Sunday we hit up a fabulous Irish pub called ‘The Field’ before the Padre game. I’m not sure what ‘boxty’ is but it was yummy! The service was so so but the food was amazingly good. I miss Ireland.
The Padres lost to the Dodgers but we were sitting in the air-conditioned comfort of the Western Metal Building with amazing seats near third base so I didn’t care.


Monday we worked on the house all day. Had my mom told me to work out in the yard in that kind of heat while I was still at home, I would have threatened to call the Child Abuse Hotline but somehow, when it’s your own place, it’s not so bad. OK. It was awful. It was stinkin’ hot. It was flaming hot and I thought I was going to die! But the yard is looking better. We planted two more Queen Palms (so very California I know) and three more bougainvilleas – the only two plant types I haven’t killed…yet.

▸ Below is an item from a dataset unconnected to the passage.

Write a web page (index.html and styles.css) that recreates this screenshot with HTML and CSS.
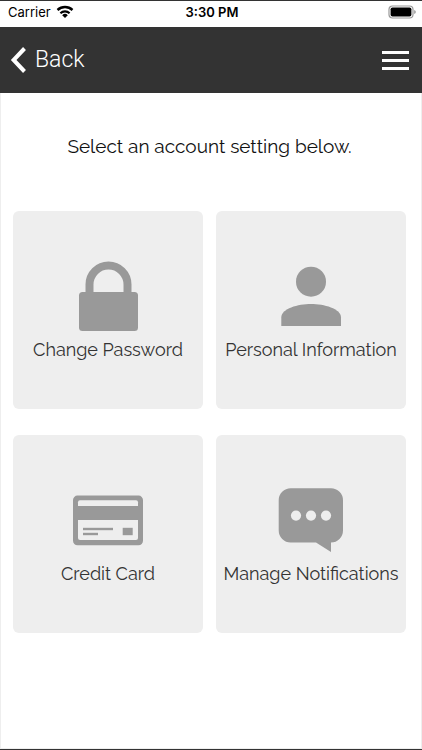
FILE: index.html
```html
<!DOCTYPE html>
<html lang="en">
<head>
  <title>Account Settings</title>
  <meta charset="UTF-8">
  <meta name="viewport" content="width=device-width, initial-scale=1.0">
  <link rel="stylesheet" href="styles.css">
</head>
<body>

  <div class="status-bar">
    <div class="carrier">
      <span>Carrier</span>
      <svg class="wifi" viewBox="0 0 18 14" aria-hidden="true">
        <path d="M1.5 5 A11 11 0 0 1 16.5 5" fill="none" stroke="#000" stroke-width="2.4"/>
        <path d="M4.4 8.2 A6.8 6.8 0 0 1 13.6 8.2" fill="none" stroke="#000" stroke-width="2.2"/>
        <path d="M9 13 L6.2 10.2 A4 4 0 0 1 11.8 10.2 Z"/>
      </svg>
    </div>
    <span class="time">3:30 PM</span>
    <svg class="battery" viewBox="0 0 28 14" aria-hidden="true">
      <rect x="1" y="1" width="24" height="12" rx="3.5" fill="none" stroke="#999" stroke-width="1.2"/>
      <rect x="2.6" y="2.4" width="20.8" height="9.2" rx="1.8"/>
      <path d="M26.2 5 Q27.8 5.6 27.8 7 Q27.8 8.4 26.2 9 Z" fill="#999"/>
    </svg>
  </div>

  <header class="navbar">
    <a href="#" class="back">
      <svg viewBox="0 0 16 26" aria-hidden="true">
        <path d="M14.5 1.5 L3.6 13 L14.5 24.5" fill="none" stroke="#fff" stroke-width="4"/>
      </svg>
      Back
    </a>
    <button type="button" class="menu" aria-label="Menu">
      <span></span>
      <span></span>
      <span></span>
    </button>
  </header>

  <main class="content">
    <p class="intro">Select an account setting below.</p>

    <div class="settings">
      <a href="#" class="card">
        <svg viewBox="0 0 80 80" aria-hidden="true">
          <path d="M21.5 36 V26.5 a19 19 0 0 1 38 0 V36" fill="none" stroke="#999" stroke-width="8"/>
          <rect x="11" y="34" width="59" height="39" rx="3.5"/>
        </svg>
        <span>Change Password</span>
      </a>

      <a href="#" class="card">
        <svg viewBox="0 0 80 80" aria-hidden="true">
          <circle cx="40" cy="23.7" r="15"/>
          <path d="M10.3 68 V59.5 C10.3 50.5 27 46 40 46 S70 50.5 70 59.5 V68 Z"/>
        </svg>
        <span>Personal Information</span>
      </a>

      <a href="#" class="card">
        <svg viewBox="0 0 80 80" aria-hidden="true">
          <rect x="5" y="13.6" width="70" height="49.7" rx="4.5"/>
          <path class="hole" d="M10 24 V20.3 a2 2 0 0 1 2 -2 H68 a2 2 0 0 1 2 2 V24 Z"/>
          <path class="hole" d="M10 38 H70 V56 a2 2 0 0 1 -2 2 H12 a2 2 0 0 1 -2 -2 Z"/>
          <rect x="15" y="45.8" width="30" height="2.4"/>
          <rect x="15" y="50.8" width="15" height="2.4"/>
          <rect x="54.7" y="45.8" width="10" height="7.4"/>
        </svg>
        <span>Credit Card</span>
      </a>

      <a href="#" class="card">
        <svg viewBox="0 0 80 80" aria-hidden="true">
          <path d="M19.7 6.2 H60 a12 12 0 0 1 12 12 V48.5 a12 12 0 0 1 -12 12 V70 L45 60.5 H19.7 a12 12 0 0 1 -12 -12 V18.2 a12 12 0 0 1 12 -12 Z"/>
          <circle class="hole" cx="25" cy="33.6" r="5.1"/>
          <circle class="hole" cx="40" cy="33.6" r="5.1"/>
          <circle class="hole" cx="55" cy="33.6" r="5.1"/>
        </svg>
        <span>Manage Notifications</span>
      </a>
    </div>
  </main>

</body>
</html>
```
FILE: styles.css
```css
/* Reset styles */
* {
  margin: 0;
  padding: 0;
  box-sizing: border-box;
}

/* Base styles */
body {
  display: flex;
  flex-direction: column;
  min-height: 100vh;
  font-family: Raleway, Lato, sans-serif;
  font-size: 18px;
  line-height: 24px;
  background-color: #fff;
  color: #333;
  border-top: 1px solid #333;
  border-bottom: 1px solid #333;
}

a {
  color: inherit;
  text-decoration: none;
}

/* Status bar */
.status-bar {
  display: grid;
  grid-template-columns: 1fr auto 1fr;
  align-items: center;
  height: 26px;
  padding: 0 6px 4px 8px;
  font-family: Inter, sans-serif;
  font-size: 13px;
  line-height: 16px;
  color: #000;
}

.carrier {
  display: flex;
  align-items: center;
  gap: 5px;
}

.wifi {
  width: 18px;
  height: 14px;
}

.time {
  font-weight: 600;
}

.battery {
  width: 28px;
  height: 14px;
  justify-self: end;
}

/* Navbar */
.navbar {
  display: flex;
  justify-content: space-between;
  align-items: center;
  height: 66px;
  padding: 0 13px 0 10px;
  background-color: #333;
  color: #fff;
}

.back {
  display: flex;
  align-items: center;
  gap: 9px;
  font-family: Roboto, sans-serif;
  font-size: 23px;
  font-weight: 300;
}

.back svg {
  width: 16px;
  height: 26px;
}

.menu {
  display: flex;
  flex-direction: column;
  gap: 5px;
  width: 27px;
  background: none;
  border: none;
  cursor: pointer;
}

.menu span {
  height: 3px;
  background-color: #fff;
}

/* Content */
.content {
  flex: 1;
  padding: 41px 15px 24px 12px;
  border: 1px solid #eee;
  border-top: none;
}

.intro {
  margin-bottom: 53px;
  font-size: 19px;
  text-align: center;
  color: #111;
}

.settings {
  display: grid;
  grid-template-columns: 1fr 1fr;
  gap: 26px 13px;
}

.card {
  display: flex;
  flex-direction: column;
  align-items: center;
  justify-content: center;
  padding: 47px 0;
  border-radius: 6px;
  background-color: #eee;
  white-space: nowrap;
}

.card svg {
  width: 80px;
  height: 80px;
  fill: #999;
}

.card .hole {
  fill: #eee;
}
```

Tuesday, September 4, 2007

And it’s planned…

I’ve been looking for a place to spend Chris and my third anniversary for over a month. I’ve been watching airfare deals, hotel deals, rooms in exchange for services…

And the winner is:

Napa Valley!!



Why?

Southwest was offering a steal of a deal to Oakland.
Thrifty Rent-a-Car loves me.
The Beazley House B & B peeps are nice.

… and there’s a motel in the ghetto for um… I’m not even going to say how much we are paying a night. It’s just embarrassing. Let’s just say, Chris and I went out to dinner the other night… and it cost more than our hotel… and it was a cheap dinner.


The itinerary -

Day 1-2.5:
Driving through San Fran, Sausalito, and Marin. Hiking around the Russian River, biking through Sonoma, walking on the coastal trails, checking out the Armstrong Redwood and Petrified Forests. Avoiding our ghetto motel at all costs.

Day 2.5-5:
Wine tasting, checking out Downtown Napa, wine tasting, catching the Napa trolley around town, wine tasting, enjoying our awesome Bed & Breakfast, and wine tasting.


All this and it’s $468 less than a trip to Temecula for the same amount of time. Psh. Temecula. What a rip off.



9 weeks and 2 days to go.

That seems like forever.


I’ll update you later on our weekend. It was a full one.